1. Spore’s DRM Signals The End Times
I’d say the burning pitchfork treatment that resulted from the revelation of Spore’s internet-only activation and limited installations is an entirely different scandal to dissastisfaction with the game itself for one simple reason – it had nothing to do with the game itself. This was a war of principles, the bloodiest battle to date between freedom-crazed Internet Men and out-of-touch, piracyphobic publishers. The mainstream news reported on it, it introduced the concept of DRM to people who’d never heard of it before, and it convinced more than a few people to utterly loathe a game they hadn’t played. At the heart of it all was the oddly unassuming Spore itself – which, if it hadn’t ended up selling so well, might have been a bizarre Joan of Arc figure for the internet age.

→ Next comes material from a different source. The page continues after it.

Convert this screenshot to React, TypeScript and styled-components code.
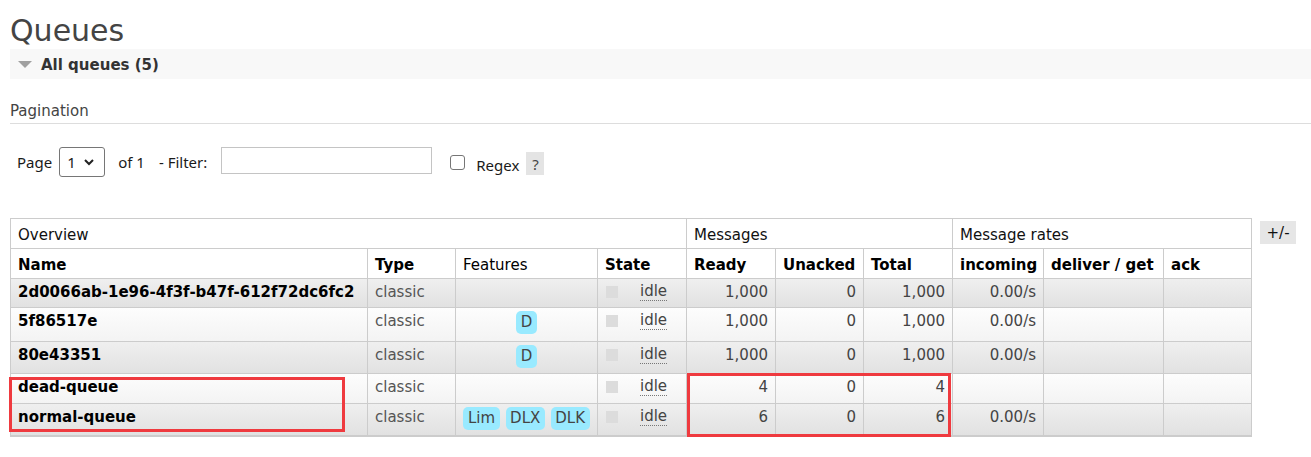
import React from "react";
import styled, { createGlobalStyle } from "styled-components";

const Global = createGlobalStyle`
  html, body { margin: 0; padding: 0; background: #fff; }
  body {
    font-family: "DejaVu Sans", Verdana, sans-serif;
    font-size: 15px;
    color: #444;
  }
`;

const Page = styled.div`
  padding-left: 10px;
`;

const Title = styled.h1`
  margin: 13px 0 0;
  font-size: 30px;
  font-weight: normal;
  line-height: 36px;
  color: #444;
`;

const SectionBar = styled.div`
  display: flex;
  align-items: center;
  gap: 9px;
  height: 30px;
  padding: 1px 0 0 8px;
  box-sizing: border-box;
  background: #f8f8f8;
  font-weight: bold;
  color: #333;
`;

const SubHeading = styled.div`
  margin-top: 22px;
  padding-bottom: 2px;
  line-height: 20px;
  border-bottom: 1px solid #ddd;
  color: #444;
`;

const PagerRow = styled.div`
  display: flex;
  align-items: center;
  height: 30px;
  margin: 23px 0 0 7px;
  font-family: "Noto Sans", "Open Sans", sans-serif;
  font-size: 15px;
  color: #1a1a1a;
`;

const PagerText = styled.span<{ $ml?: number }>`
  margin-left: ${(p) => p.$ml ?? 0}px;
  white-space: nowrap;
`;

const SelectWrap = styled.div`
  position: relative;
  margin-left: 7px;
  width: 46px;
  height: 30px;
`;

const Select = styled.select`
  appearance: none;
  box-sizing: border-box;
  width: 100%;
  height: 100%;
  padding: 0 0 0 7px;
  border: 1px solid #767676;
  border-radius: 3px;
  background: #fff;
  font: inherit;
  color: #1a1a1a;
`;

const Chevron = styled.svg`
  position: absolute;
  left: 25px;
  top: 12px;
  pointer-events: none;
`;

const FilterInput = styled.input`
  box-sizing: border-box;
  width: 211px;
  height: 27px;
  margin: 0 0 3px 14px;
  border: 1px solid #c4c4c4;
  border-radius: 0;
  font: inherit;
`;

const Checkbox = styled.input`
  appearance: none;
  box-sizing: border-box;
  width: 15px;
  height: 15px;
  margin: 0 0 0 18px;
  border: 1px solid #767676;
  border-radius: 3px;
  background: #fff;
`;

const RegexLabel = styled.span`
  margin: 6px 0 0 11px;
`;

const HelpBox = styled.span`
  display: inline-flex;
  align-items: center;
  justify-content: center;
  width: 18px;
  height: 23px;
  margin: 3px 0 0 7px;
  background: #e4e4e4;
  color: #444;
`;

const TableArea = styled.div`
  display: flex;
  align-items: flex-start;
  gap: 8px;
  margin-top: 41px;
`;

const TableWrap = styled.div`
  position: relative;
`;

const Table = styled.table`
  width: 1241px;
  border-collapse: collapse;
  table-layout: fixed;
  border-bottom: 2px solid #ccc;
`;

const GroupTh = styled.th`
  height: 30px;
  box-sizing: border-box;
  padding: 6px 8px 0 7px;
  border: 1px solid #ccc;
  background: #fff;
  font-weight: normal;
  text-align: left;
  vertical-align: top;
  line-height: 20px;
  color: #111;
`;

const ColTh = styled.th<{ $bold?: boolean }>`
  height: 30px;
  box-sizing: border-box;
  padding: 6px 7px 0 7px;
  border: 1px solid #ccc;
  background: #fff;
  font-weight: ${(p) => (p.$bold === false ? "normal" : "bold")};
  text-align: left;
  vertical-align: top;
  line-height: 20px;
  color: #000;
  white-space: nowrap;
  overflow: hidden;
`;

const Row = styled.tr<{ $alt: boolean; $h: number }>`
  height: ${(p) => p.$h}px;
  background: ${(p) =>
    p.$alt
      ? "linear-gradient(#efefef, #e1e1e1)"
      : "linear-gradient(#fdfdfd, #f3f3f3)"};
`;

const Td = styled.td<{ $align?: "left" | "right" | "center" }>`
  padding: 3px 7px 0 7px;
  border: 1px solid #ccc;
  vertical-align: top;
  line-height: 20px;
  text-align: ${(p) => p.$align ?? "left"};
  white-space: nowrap;
  overflow: visible;
`;

const NameCell = styled(Td)`
  font-weight: bold;
  color: #000;
`;

const TypeCell = styled(Td)`
  color: #555;
`;

const NumCell = styled(Td)`
  padding-right: 7px;
  color: #444;
`;

const BadgeList = styled.div`
  display: inline-flex;
  gap: 6px;
`;

const Badge = styled.span`
  display: inline-block;
  padding: 0 4.5px;
  line-height: 23px;
  border-radius: 5px;
  background: #99eaff;
  color: #444;
`;

const StateBox = styled.div`
  display: flex;
  align-items: flex-start;
  gap: 22px;
  padding-left: 1px;
`;

const StateDot = styled.span`
  width: 12px;
  height: 12px;
  margin-top: 4px;
  background: #dcdcdc;
  flex: none;
`;

const StateText = styled.abbr`
  color: #444;
  text-decoration: none;
  border-bottom: 1px dotted #777;
  line-height: 18px;
`;

const ToggleButton = styled.span`
  display: inline-flex;
  align-items: center;
  justify-content: center;
  width: 36px;
  height: 23px;
  margin-top: 3px;
  background: #e6e6e6;
  color: #111;
`;

const Highlight = styled.div<{ $l: number; $t: number; $w: number; $h: number }>`
  position: absolute;
  left: ${(p) => p.$l}px;
  top: ${(p) => p.$t}px;
  width: ${(p) => p.$w}px;
  height: ${(p) => p.$h}px;
  box-sizing: border-box;
  border: 3px solid #ef3a3f;
  pointer-events: none;
`;

type Queue = {
  name: string;
  features: string[];
  ready: string;
  unacked: string;
  total: string;
  incoming: string;
  h: number;
};

const queues: Queue[] = [
  { name: "2d0066ab-1e96-4f3f-b47f-612f72dc6fc2", features: [], ready: "1,000", unacked: "0", total: "1,000", incoming: "0.00/s", h: 29 },
  { name: "5f86517e", features: ["D"], ready: "1,000", unacked: "0", total: "1,000", incoming: "0.00/s", h: 34 },
  { name: "80e43351", features: ["D"], ready: "1,000", unacked: "0", total: "1,000", incoming: "0.00/s", h: 32 },
  { name: "dead-queue", features: [], ready: "4", unacked: "0", total: "4", incoming: "", h: 30 },
  { name: "normal-queue", features: ["Lim", "DLX", "DLK"], ready: "6", unacked: "0", total: "6", incoming: "0.00/s", h: 32 },
];

const colWidths = [357, 88, 142, 89, 89, 88, 89, 91, 120, 88];

export default function App() {
  return (
    <>
      <Global />
      <Page>
        <Title>Queues</Title>
        <SectionBar>
          <svg width="14" height="7" viewBox="0 0 14 7">
            <polygon points="0,0 14,0 7,7" fill="#a0a0a0" />
          </svg>
          <span>All queues (5)</span>
        </SectionBar>

        <SubHeading>Pagination</SubHeading>

        <PagerRow>
          <PagerText>Page</PagerText>
          <SelectWrap>
            <Select defaultValue="1">
              <option value="1">1</option>
            </Select>
            <Chevron width="10" height="7" viewBox="0 0 10 7">
              <polyline points="1,1 5,5 9,1" fill="none" stroke="#222" strokeWidth="2" />
            </Chevron>
          </SelectWrap>
          <PagerText $ml={13}>of 1</PagerText>
          <PagerText $ml={14}>- Filter:</PagerText>
          <FilterInput type="text" />
          <Checkbox type="checkbox" />
          <RegexLabel>Regex</RegexLabel>
          <HelpBox>?</HelpBox>
        </PagerRow>

        <TableArea>
          <TableWrap>
            <Table>
              <colgroup>
                {colWidths.map((w, i) => (
                  <col key={i} style={{ width: w }} />
                ))}
              </colgroup>
              <thead>
                <tr>
                  <GroupTh colSpan={4}>Overview</GroupTh>
                  <GroupTh colSpan={3}>Messages</GroupTh>
                  <GroupTh colSpan={3}>Message rates</GroupTh>
                </tr>
                <tr>
                  <ColTh>Name</ColTh>
                  <ColTh>Type</ColTh>
                  <ColTh $bold={false}>Features</ColTh>
                  <ColTh>State</ColTh>
                  <ColTh>Ready</ColTh>
                  <ColTh>Unacked</ColTh>
                  <ColTh>Total</ColTh>
                  <ColTh>incoming</ColTh>
                  <ColTh>deliver / get</ColTh>
                  <ColTh>ack</ColTh>
                </tr>
              </thead>
              <tbody>
                {queues.map((q, i) => (
                  <Row key={q.name} $alt={i % 2 === 0} $h={q.h}>
                    <NameCell>{q.name}</NameCell>
                    <TypeCell>classic</TypeCell>
                    <Td $align="center">
                      {q.features.length > 0 && (
                        <BadgeList>
                          {q.features.map((f) => (
                            <Badge key={f}>{f}</Badge>
                          ))}
                        </BadgeList>
                      )}
                    </Td>
                    <Td>
                      <StateBox>
                        <StateDot />
                        <StateText title="idle">idle</StateText>
                      </StateBox>
                    </Td>
                    <NumCell $align="right">{q.ready}</NumCell>
                    <NumCell $align="right">{q.unacked}</NumCell>
                    <NumCell $align="right">{q.total}</NumCell>
                    <NumCell $align="right">{q.incoming}</NumCell>
                    <Td />
                    <Td />
                  </Row>
                ))}
              </tbody>
            </Table>
            <Highlight $l={-1} $t={159} $w={336} $h={55} />
            <Highlight $l={677} $t={155} $w={264} $h={64} />
          </TableWrap>
          <ToggleButton>+/-</ToggleButton>
        </TableArea>
      </Page>
    </>
  );
}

Whatever lessons have been learned from the fiasco and the fury won’t really be clear for a while. Despite all the enraged emails we received demanding we report on Far Cry 2 and Fallout 3’s use of Securom, it’s very likely the case that most of the post-Spore DRMy games would likely have been planned as such months previously. So it’s what happens with next year’s games that will be fascinating. Do publishers truly fear the Angry Internet Man now? And is he the guy in Tiananmen Square he seems to think he is, or just a wild-eyed loon carrying a The End Is Nigh banner?
* If no-one else gives it one, I’m going to award it the title of RPS’ Best Best of 2008 Feature.